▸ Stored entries
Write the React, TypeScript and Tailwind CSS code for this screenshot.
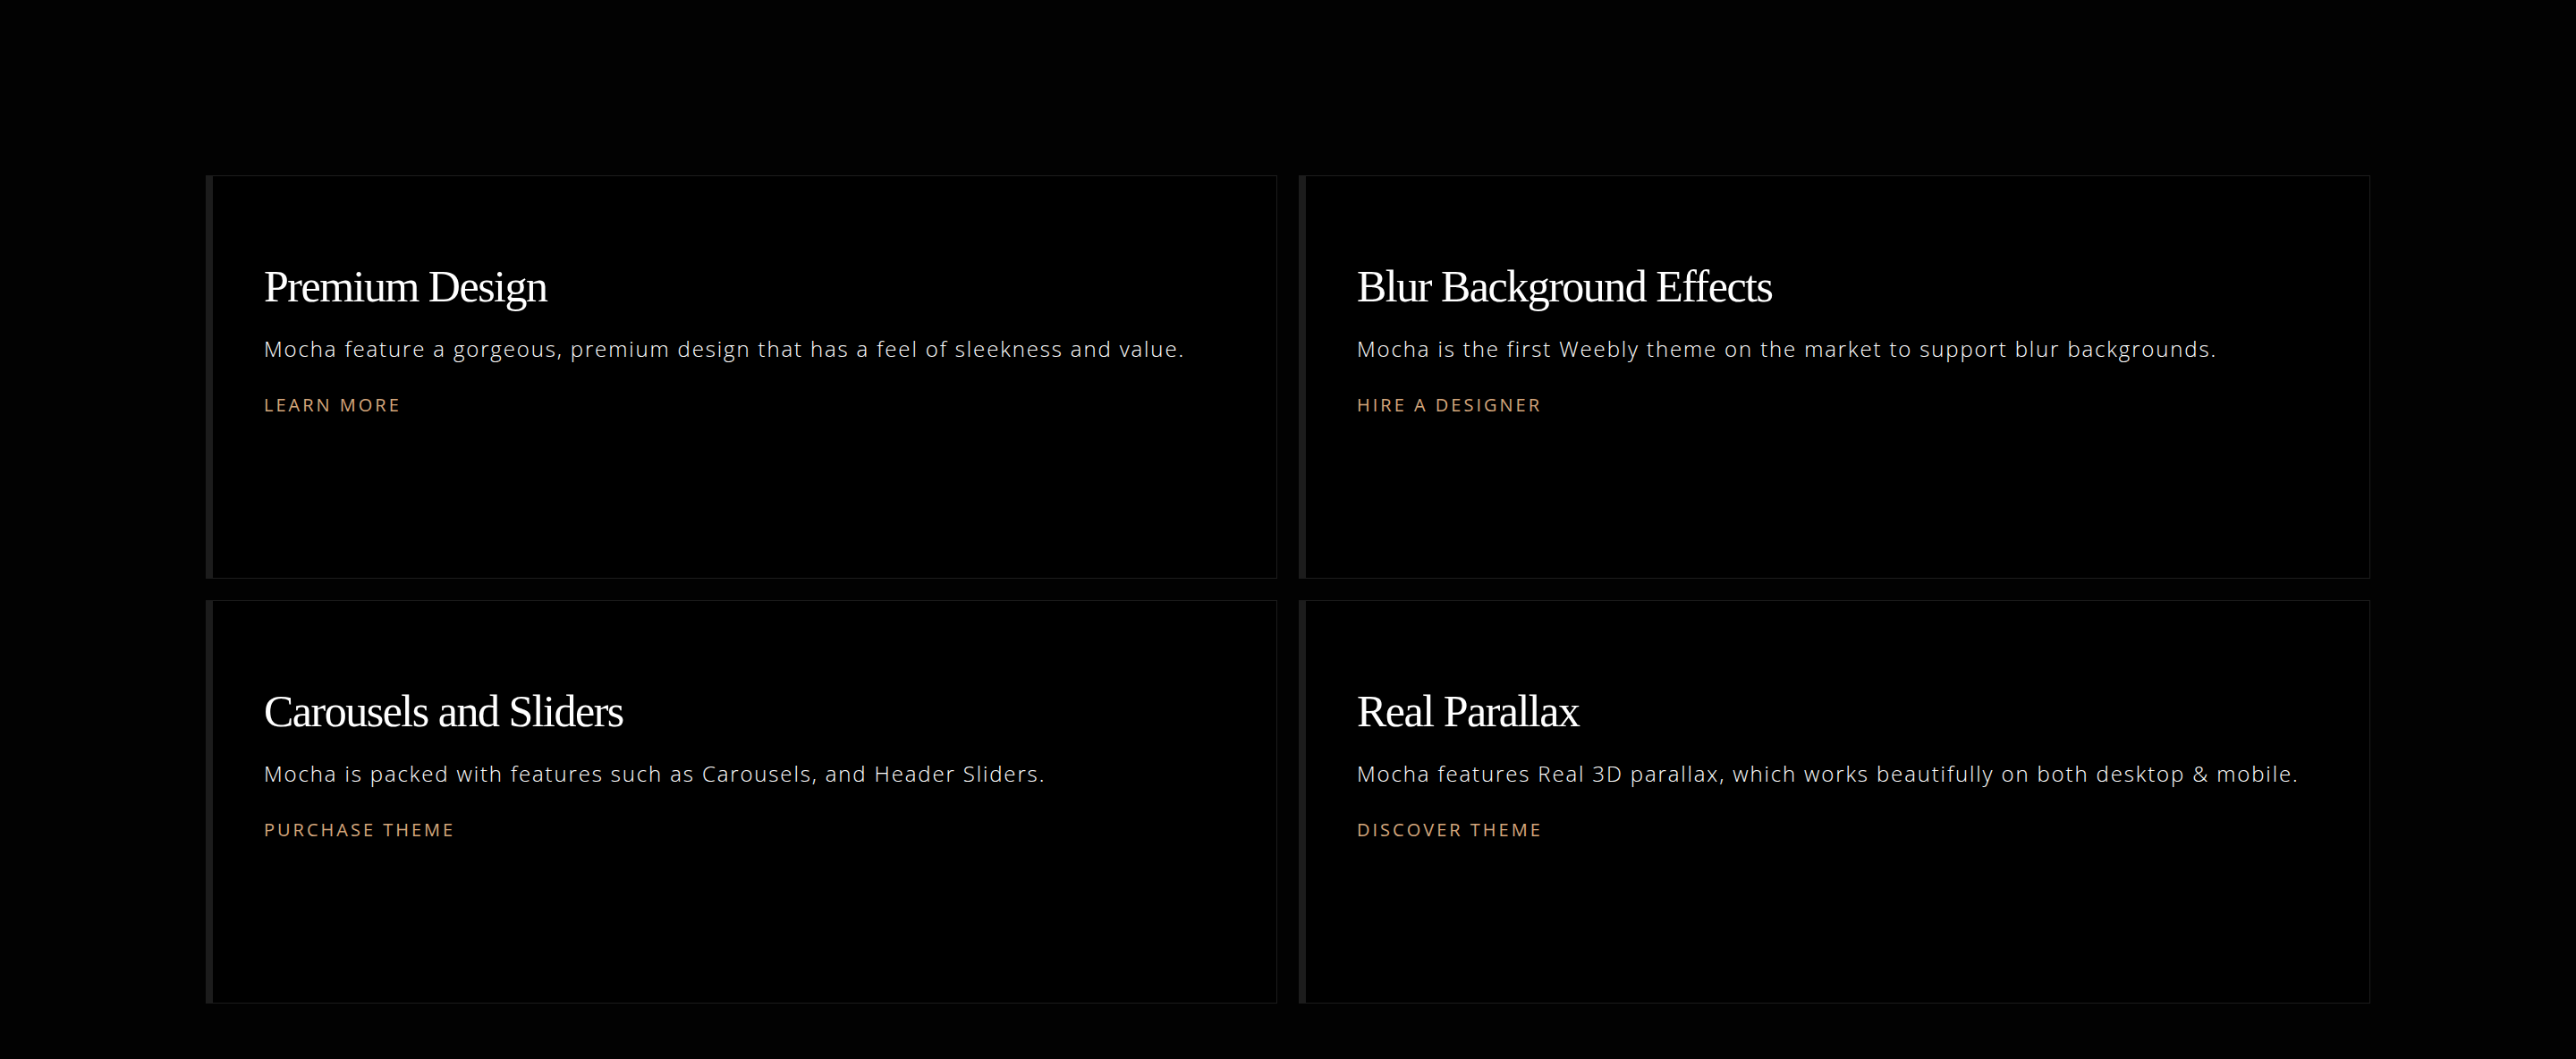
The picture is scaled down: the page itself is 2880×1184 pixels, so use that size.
import React from "react";

const cards = [
  {
    title: "Premium Design",
    body: "Mocha feature a gorgeous, premium design that has a feel of sleekness and value.",
    link: "LEARN MORE",
  },
  {
    title: "Blur Background Effects",
    body: "Mocha is the first Weebly theme on the market to support blur backgrounds.",
    link: "HIRE A DESIGNER",
  },
  {
    title: "Carousels and Sliders",
    body: "Mocha is packed with features such as Carousels, and Header Sliders.",
    link: "PURCHASE THEME",
  },
  {
    title: "Real Parallax",
    body: "Mocha features Real 3D parallax, which works beautifully on both desktop & mobile.",
    link: "DISCOVER THEME",
  },
];

export default function App() {
  return (
    <div className="min-h-[1184px] w-full bg-[#020202] pt-[196px] pb-[62px]">
      <div className="mx-auto grid w-[2420px] grid-cols-2 gap-6">
        {cards.map((c) => (
          <div
            key={c.title}
            className="h-[451px] border border-l-8 border-[#1c1c1c] bg-black pl-[57px] pt-[93px]"
          >
            <h2 className="font-['Liberation_Serif',serif] text-[50px] leading-[60px] font-normal tracking-[-1.5px] text-white">
              {c.title}
            </h2>
            <p className="mt-6 font-['Open_Sans',sans-serif] text-[24px] leading-[32px] font-light tracking-[1.85px] text-white">
              {c.body}
            </p>
            <a
              href="#"
              className="mt-[35px] block font-['Open_Sans',sans-serif] text-[20px] leading-[24px] font-medium tracking-[0.15em] text-[#d5a77c]"
            >
              {c.link}
            </a>
          </div>
        ))}
      </div>
    </div>
  );
}
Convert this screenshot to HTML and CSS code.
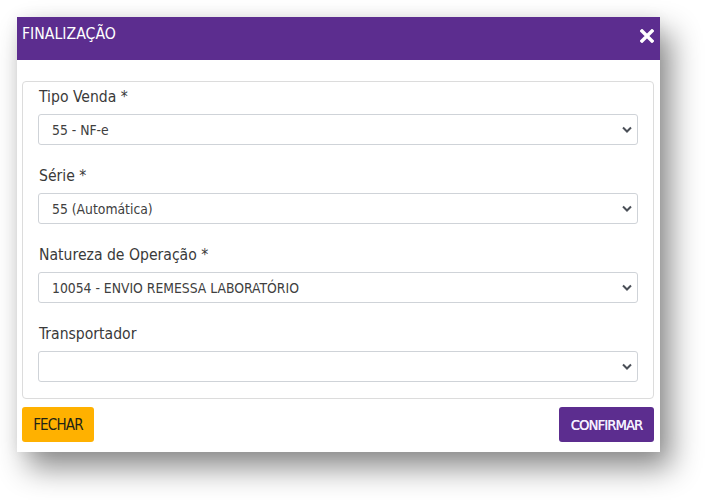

▸ TASK STATEMENT
Reproduce every line above as written, skipping pictures.

▸ RESPONSE BELOW
Write the React, TypeScript and Tailwind CSS code for this screenshot.
The picture is scaled down: the page itself is 2880×1184 pixels, so use that size.
import React from "react";

const cards = [
  {
    title: "Premium Design",
    body: "Mocha feature a gorgeous, premium design that has a feel of sleekness and value.",
    link: "LEARN MORE",
  },
  {
    title: "Blur Background Effects",
    body: "Mocha is the first Weebly theme on the market to support blur backgrounds.",
    link: "HIRE A DESIGNER",
  },
  {
    title: "Carousels and Sliders",
    body: "Mocha is packed with features such as Carousels, and Header Sliders.",
    link: "PURCHASE THEME",
  },
  {
    title: "Real Parallax",
    body: "Mocha features Real 3D parallax, which works beautifully on both desktop & mobile.",
    link: "DISCOVER THEME",
  },
];

export default function App() {
  return (
    <div className="min-h-[1184px] w-full bg-[#020202] pt-[196px] pb-[62px]">
      <div className="mx-auto grid w-[2420px] grid-cols-2 gap-6">
        {cards.map((c) => (
          <div
            key={c.title}
            className="h-[451px] border border-l-8 border-[#1c1c1c] bg-black pl-[57px] pt-[93px]"
          >
            <h2 className="font-['Liberation_Serif',serif] text-[50px] leading-[60px] font-normal tracking-[-1.5px] text-white">
              {c.title}
            </h2>
            <p className="mt-6 font-['Open_Sans',sans-serif] text-[24px] leading-[32px] font-light tracking-[1.85px] text-white">
              {c.body}
            </p>
            <a
              href="#"
              className="mt-[35px] block font-['Open_Sans',sans-serif] text-[20px] leading-[24px] font-medium tracking-[0.15em] text-[#d5a77c]"
            >
              {c.link}
            </a>
          </div>
        ))}
      </div>
    </div>
  );
}
Convert this screenshot to HTML and CSS code.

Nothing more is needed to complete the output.